Some inverters are quoted as having a power factor of better than 0.95 when, in reality, the true power factor is between 0.5 and 0.75. The figure of 0.95 is based on the cosine of the angle between the voltage and current but does not take into account that the current waveform is discontinuous and therefore contributes to increased losses.
An inductive load requires a magnetic field to operate and in creating such a magnetic field causes the current to be out of phase with the voltage (the current lags the voltage). Power factor correction is the process of compensating for the lagging current by creating a leading current by connecting capacitors to the supply.
A sufficient capacitance is connected so that the power factor is adjusted to be as close to unity as possible.
Power factor explained
Consider a single-phase induction motor. If the motor presented a purely resistive load to the supply, the current flowing would be in-phase with the voltage. This is not the case. The motor has a magnet and the magnetizing current is not in phase with the voltage.
The magnetizing current is the current that establishes the flux in the iron and, being out of phase, causes the shaft of the motor to rotate. The magnetizing current is independent of the load on the motor and will typically be between 20% and 60% of the rated full load current of the motor.
The magnetizing current does not contribute to the work output of the motor.
Consider a motor with a current draw of 10 Amps and a power factor of 0.75. The useful current is 7.5 A. The useful power from the motor is 230 × 7.5 = 1.725kW but the total power that has to be supplied is 230 × 10 = 2.3 kVA. Without power factor correction, to achieve the required output of 1.725 kW (7.5 A) a power of 2.3 kVA (10 A) has to be supplied. A current of 10 A is flowing but only 7.5 A of that current is producing useful output. The power factor can be expressed in two ways: Power factor (pf) = Useful power (kW) divided by the total power (kVA), or Power factor (pf) = The cosine of the angle between useful power and total power = cos ø.
Power factor correction
Power factor correction is the term given to a technology that has been used since the turn of the 20th century to restore the power factor to as close to unity as is economically viable.
This is normally achieved by the addition of capacitors to the electrical network which compensate for the reactive power demand of the inductive load and thus reduce the burden on the supply. There should be no effect on the operation of the equipment.
To reduce losses in the distribution system, and to reduce the electricity bill, power factor correction, usually in the form of capacitors, is added to neutralize as much of the magnetizing current as possible.
Capacitors contained in most power factor correction equipment draw current that leads the voltage, thus producing a leading power factor. If capacitors are connected to a circuit that operates at a nominally lagging power factor, the extent that the circuit lags is reduced proportionately. Typically the corrected power factor will be 0.92 to 0.95. Some power distributors offer incentives for operating with a power factor of better than 0.9, for example, and some penalize consumers with a poor power factor.
There are many ways that this is metered but the net result is that in order to reduce wasted energy in the distribution system, the consumer is encouraged to apply power factor correction.
Most Network Operating companies now penalize for power factors below 0.95 or 0.9.

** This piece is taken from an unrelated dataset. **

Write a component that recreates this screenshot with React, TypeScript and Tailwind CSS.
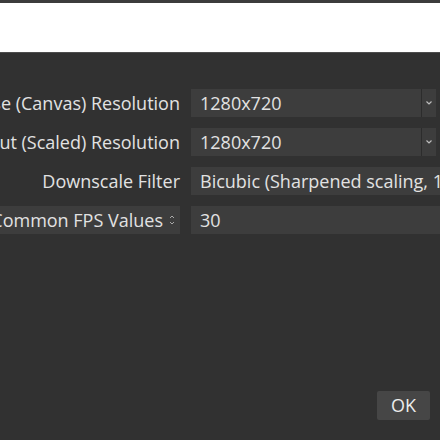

Why improve power factor ?
The benefits that can be achieved by applying the correct power factor correction are:
- Environmental benefit. Reduction of power consumption due to improved energy efficiency. Reduced power consumption means less greenhouse gas emissions and fossil fuel depletion by power stations.
- Reduction of electricity bills
- Extra kVA available from the existing supply
- Reduction of I2 R losses in transformers and distribution equipment
- Reduction of voltage drop in long cables
- Extended equipment life – Reduced electrical burden on cables and electrical components.
How to improve power factor
Power factor correction is achieved by the addition of capacitors in parallel with the connected motor or lighting circuits and can be applied at the equipment, distribution board or at the origin of the installation.
Static power factor correction can be applied at each individual motor by connecting the correction capacitors to the motor starter. A disadvantage can occur when the load on the motor changes and can result in under or over correction. Static power factor correction must not be applied at the output of a variable speed drive, solid state soft starter or inverter as the capacitors can cause serious damage to the electronic components.
Over-correction should not occur if the power factor correction is correctly sized. Typically the power factor correction for an individual motor is based on the non load (magnetizing) power since the reactive load of a motor is comparatively constant compared to actual kW load over compensation should be avoided.
Care should be taken when applying power factor correction star/delta type control so that the capacitors are not subjected to rapid on-off-on conditions. Typically the correction would be placed on either the Main or Delta contactor circuits.
Power factor correction applied at the origin of the installation consists of a controller monitoring the VAr’s and this controller switches capacitors in or out to maintain the power factor better than a preset limit (typically 0.95).
Where ‘bulk’ power factor correction is installed, other loads can in theory be connected anywhere on the network.